### AIM
In the material below, find each line holding the string "full" and copy it.

-- BEGIN --

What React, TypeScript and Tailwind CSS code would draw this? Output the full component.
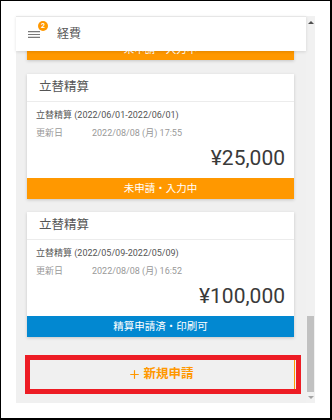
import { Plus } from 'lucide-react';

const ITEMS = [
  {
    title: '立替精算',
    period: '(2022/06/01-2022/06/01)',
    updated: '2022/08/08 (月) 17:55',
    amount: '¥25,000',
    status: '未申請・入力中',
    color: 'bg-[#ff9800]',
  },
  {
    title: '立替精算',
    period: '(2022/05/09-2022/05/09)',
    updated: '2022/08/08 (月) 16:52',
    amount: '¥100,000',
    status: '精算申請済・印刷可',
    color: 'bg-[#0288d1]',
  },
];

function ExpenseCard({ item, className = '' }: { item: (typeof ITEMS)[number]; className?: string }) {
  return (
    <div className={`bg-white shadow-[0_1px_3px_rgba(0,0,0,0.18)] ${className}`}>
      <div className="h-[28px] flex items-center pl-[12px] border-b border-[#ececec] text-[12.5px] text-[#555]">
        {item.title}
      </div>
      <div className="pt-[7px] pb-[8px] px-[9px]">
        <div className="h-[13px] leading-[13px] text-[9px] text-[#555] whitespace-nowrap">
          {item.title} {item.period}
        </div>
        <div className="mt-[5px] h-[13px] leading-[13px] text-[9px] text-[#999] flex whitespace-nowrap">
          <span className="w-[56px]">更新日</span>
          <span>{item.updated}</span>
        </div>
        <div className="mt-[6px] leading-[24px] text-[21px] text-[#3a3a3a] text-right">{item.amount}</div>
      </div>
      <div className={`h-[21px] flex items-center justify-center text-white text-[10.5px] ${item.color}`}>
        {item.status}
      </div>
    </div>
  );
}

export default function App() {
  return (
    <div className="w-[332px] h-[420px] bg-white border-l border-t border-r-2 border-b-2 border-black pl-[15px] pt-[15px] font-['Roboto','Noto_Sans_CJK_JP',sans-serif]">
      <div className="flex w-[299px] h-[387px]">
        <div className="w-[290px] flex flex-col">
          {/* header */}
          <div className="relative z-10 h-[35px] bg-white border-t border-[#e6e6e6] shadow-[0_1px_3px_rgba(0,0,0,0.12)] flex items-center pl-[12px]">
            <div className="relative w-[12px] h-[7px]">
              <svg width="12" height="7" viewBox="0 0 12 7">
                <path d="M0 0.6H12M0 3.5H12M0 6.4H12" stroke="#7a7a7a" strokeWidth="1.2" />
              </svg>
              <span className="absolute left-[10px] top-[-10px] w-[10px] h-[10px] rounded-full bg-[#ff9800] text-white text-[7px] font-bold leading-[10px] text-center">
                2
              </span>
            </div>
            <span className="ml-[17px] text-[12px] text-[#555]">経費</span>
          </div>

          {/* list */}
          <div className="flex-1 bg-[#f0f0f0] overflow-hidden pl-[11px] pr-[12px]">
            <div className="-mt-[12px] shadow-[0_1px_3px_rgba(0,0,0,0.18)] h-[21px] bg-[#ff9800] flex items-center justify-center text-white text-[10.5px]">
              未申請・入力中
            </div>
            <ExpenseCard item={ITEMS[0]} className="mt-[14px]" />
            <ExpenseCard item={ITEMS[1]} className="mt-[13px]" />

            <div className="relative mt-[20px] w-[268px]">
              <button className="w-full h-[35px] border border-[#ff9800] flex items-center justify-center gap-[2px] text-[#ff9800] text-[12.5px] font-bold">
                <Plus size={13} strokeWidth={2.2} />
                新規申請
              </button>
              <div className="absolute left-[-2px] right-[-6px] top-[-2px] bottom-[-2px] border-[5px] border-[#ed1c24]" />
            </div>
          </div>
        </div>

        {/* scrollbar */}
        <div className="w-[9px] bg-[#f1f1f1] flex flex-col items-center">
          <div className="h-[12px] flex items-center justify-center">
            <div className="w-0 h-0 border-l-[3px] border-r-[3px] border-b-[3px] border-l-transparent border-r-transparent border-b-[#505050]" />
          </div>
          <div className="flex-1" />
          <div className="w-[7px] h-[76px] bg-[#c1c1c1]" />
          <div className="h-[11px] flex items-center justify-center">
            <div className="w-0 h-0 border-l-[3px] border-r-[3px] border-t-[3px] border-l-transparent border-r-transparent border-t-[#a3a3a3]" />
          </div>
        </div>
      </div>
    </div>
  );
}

-- END --

### RESULT OF THIS TASK
What React, TypeScript and Tailwind CSS code would draw this? Output the full component.
              <span className="absolute left-[10px] top-[-10px] w-[10px] h-[10px] rounded-full bg-[#ff9800] text-white text-[7px] font-bold leading-[10px] text-center">
              <button className="w-full h-[35px] border border-[#ff9800] flex items-center justify-center gap-[2px] text-[#ff9800] text-[12.5px] font-bold">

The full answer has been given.